**Problem requirements**: Leave out the images; return the rest of the data exactly.

**** Dataset content

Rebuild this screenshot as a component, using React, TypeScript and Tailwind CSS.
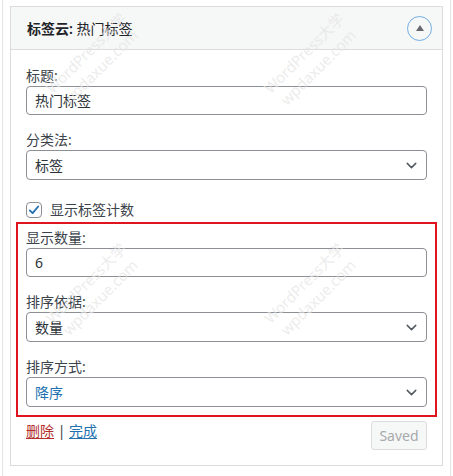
import { ChevronDown } from 'lucide-react';

const font = 'font-["Segoe_UI","Noto_Sans","Noto_Sans_CJK_SC",sans-serif]';

function Label({ text }: { text: string }) {
  return <div className="h-[20px] leading-[20px] text-[14px] text-[#3c434a]">{text}</div>;
}

function TextInput({ value }: { value: string }) {
  return (
    <div className="h-[29px] rounded-[4px] border border-[#8c8f94] bg-white px-[8px] flex items-center text-[14px] text-[#2c3338]">
      {value}
    </div>
  );
}

function Select({ value, blue }: { value: string; blue?: boolean }) {
  return (
    <div className="h-[30px] rounded-[4px] border border-[#8c8f94] bg-white pl-[8px] pr-[6px] flex items-center justify-between text-[14px]">
      <span className={blue ? 'text-[#2271b1]' : 'text-[#2c3338]'}>{value}</span>
      <ChevronDown size={17} strokeWidth={2} className="text-[#50575e]" />
    </div>
  );
}

function Watermark({ top, left }: { top: number; left: number }) {
  return (
    <div
      className="pointer-events-none absolute flex flex-col items-center -rotate-45 text-[15px] leading-[20px] text-[#e4e4e4]/70 font-['Noto_Sans','Noto_Sans_CJK_SC',sans-serif]"
      style={{ top, left }}>
      <span>WordPress大学</span>
      <span>wpdaxue.com</span>
    </div>
  );
}

export default function App() {
  return (
    <div className={`relative w-[453px] h-[476px] bg-white overflow-hidden ${font}`}>
      <div className="mx-[2px] h-full border-x border-[#e4e4e4] pt-[6px]">
        <div className="mx-[7px] border border-[#dcdcde] bg-white">
          {/* header */}
          <div className="h-[43px] bg-[#f6f7f7] border-b border-[#dcdcde] pl-[16px] pr-[10px] flex items-center justify-between">
            <div className="text-[14px] text-[#1d2327]">
              <span className="font-semibold">标签云:</span> 热门标签
            </div>
            <div className="w-[25px] h-[25px] rounded-full border-[1.5px] border-[#72aee6] flex items-center justify-center">
              <div className="w-0 h-0 border-l-[4.5px] border-r-[4.5px] border-b-[6px] border-l-transparent border-r-transparent border-b-[#646970] -mt-[1px]" />
            </div>
          </div>

          {/* body */}
          <div className="px-[15px] pt-[16px] pb-[15px]">
            <Label text="标题:" />
            <TextInput value="热门标签" />

            <div className="mt-[15px]">
              <Label text="分类法:" />
              <Select value="标签" />
            </div>

            <div className="mt-[19px] flex items-center gap-[8px]">
              <div className="w-[16px] h-[16px] rounded-[4px] border border-[#8c8f94] bg-white flex items-center justify-center">
                <svg width="14" height="14" viewBox="0 0 20 20">
                  <path d="M4 10.5 L8 14.5 L16 5" fill="none" stroke="#2271b1" strokeWidth="2.6" strokeLinecap="round" strokeLinejoin="round" />
                </svg>
              </div>
              <span className="text-[14px] text-[#3c434a]">显示标签计数</span>
            </div>

            {/* highlighted settings */}
            <div className="mt-[2px] -mx-[10px] border-2 border-[#e0141e] px-[8px] pt-[4px] pb-[8px]">
              <Label text="显示数量:" />
              <TextInput value="6" />

              <div className="mt-[15px]">
                <Label text="排序依据:" />
                <Select value="数量" />
              </div>

              <div className="mt-[15px]">
                <Label text="排序方式:" />
                <Select value="降序" blue />
              </div>
            </div>

            <div className="mt-[4px] flex items-start justify-between">
              <div className="pt-[0px] text-[14px] leading-[20px]">
                <a className="text-[#b32d2e] underline underline-offset-2">删除</a>
                <span className="text-[#3c434a]"> | </span>
                <a className="text-[#2271b1] underline underline-offset-2">完成</a>
              </div>
              <div className="w-[56px] h-[29px] rounded-[3px] border border-[#dcdcde] bg-[#f6f7f7] flex items-center justify-center text-[14px] text-[#a7aaad]">
                Saved
              </div>
            </div>
          </div>
        </div>
      </div>

      <Watermark top={40} left={40} />
      <Watermark top={40} left={258} />
      <Watermark top={270} left={40} />
      <Watermark top={270} left={258} />
    </div>
  );
}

********

**Result below**:
Rebuild this screenshot as a component, using React, TypeScript and Tailwind CSS.
import { ChevronDown } from 'lucide-react';

const font = 'font-["Segoe_UI","Noto_Sans","Noto_Sans_CJK_SC",sans-serif]';

function Label({ text }: { text: string }) {
  return <div className="h-[20px] leading-[20px] text-[14px] text-[#3c434a]">{text}</div>;
}

function TextInput({ value }: { value: string }) {
  return (
    <div className="h-[29px] rounded-[4px] border border-[#8c8f94] bg-white px-[8px] flex items-center text-[14px] text-[#2c3338]">
      {value}
    </div>
  );
}

function Select({ value, blue }: { value: string; blue?: boolean }) {
  return (
    <div className="h-[30px] rounded-[4px] border border-[#8c8f94] bg-white pl-[8px] pr-[6px] flex items-center justify-between text-[14px]">
      <span className={blue ? 'text-[#2271b1]' : 'text-[#2c3338]'}>{value}</span>
      <ChevronDown size={17} strokeWidth={2} className="text-[#50575e]" />
    </div>
  );
}

function Watermark({ top, left }: { top: number; left: number }) {
  return (
    <div
      className="pointer-events-none absolute flex flex-col items-center -rotate-45 text-[15px] leading-[20px] text-[#e4e4e4]/70 font-['Noto_Sans','Noto_Sans_CJK_SC',sans-serif]"
      style={{ top, left }}>
      <span>WordPress大学</span>
      <span>wpdaxue.com</span>
    </div>
  );
}

export default function App() {
  return (
    <div className={`relative w-[453px] h-[476px] bg-white overflow-hidden ${font}`}>
      <div className="mx-[2px] h-full border-x border-[#e4e4e4] pt-[6px]">
        <div className="mx-[7px] border border-[#dcdcde] bg-white">
          {/* header */}
          <div className="h-[43px] bg-[#f6f7f7] border-b border-[#dcdcde] pl-[16px] pr-[10px] flex items-center justify-between">
            <div className="text-[14px] text-[#1d2327]">
              <span className="font-semibold">标签云:</span> 热门标签
            </div>
            <div className="w-[25px] h-[25px] rounded-full border-[1.5px] border-[#72aee6] flex items-center justify-center">
              <div className="w-0 h-0 border-l-[4.5px] border-r-[4.5px] border-b-[6px] border-l-transparent border-r-transparent border-b-[#646970] -mt-[1px]" />
            </div>
          </div>

          {/* body */}
          <div className="px-[15px] pt-[16px] pb-[15px]">
            <Label text="标题:" />
            <TextInput value="热门标签" />

            <div className="mt-[15px]">
              <Label text="分类法:" />
              <Select value="标签" />
            </div>

            <div className="mt-[19px] flex items-center gap-[8px]">
              <div className="w-[16px] h-[16px] rounded-[4px] border border-[#8c8f94] bg-white flex items-center justify-center">
                <svg width="14" height="14" viewBox="0 0 20 20">
                  <path d="M4 10.5 L8 14.5 L16 5" fill="none" stroke="#2271b1" strokeWidth="2.6" strokeLinecap="round" strokeLinejoin="round" />
                </svg>
              </div>
              <span className="text-[14px] text-[#3c434a]">显示标签计数</span>
            </div>

            {/* highlighted settings */}
            <div className="mt-[2px] -mx-[10px] border-2 border-[#e0141e] px-[8px] pt-[4px] pb-[8px]">
              <Label text="显示数量:" />
              <TextInput value="6" />

              <div className="mt-[15px]">
                <Label text="排序依据:" />
                <Select value="数量" />
              </div>

              <div className="mt-[15px]">
                <Label text="排序方式:" />
                <Select value="降序" blue />
              </div>
            </div>

            <div className="mt-[4px] flex items-start justify-between">
              <div className="pt-[0px] text-[14px] leading-[20px]">
                <a className="text-[#b32d2e] underline underline-offset-2">删除</a>
                <span className="text-[#3c434a]"> | </span>
                <a className="text-[#2271b1] underline underline-offset-2">完成</a>
              </div>
              <div className="w-[56px] h-[29px] rounded-[3px] border border-[#dcdcde] bg-[#f6f7f7] flex items-center justify-center text-[14px] text-[#a7aaad]">
                Saved
              </div>
            </div>
          </div>
        </div>
      </div>

      <Watermark top={40} left={40} />
      <Watermark top={40} left={258} />
      <Watermark top={270} left={40} />
      <Watermark top={270} left={258} />
    </div>
  );
}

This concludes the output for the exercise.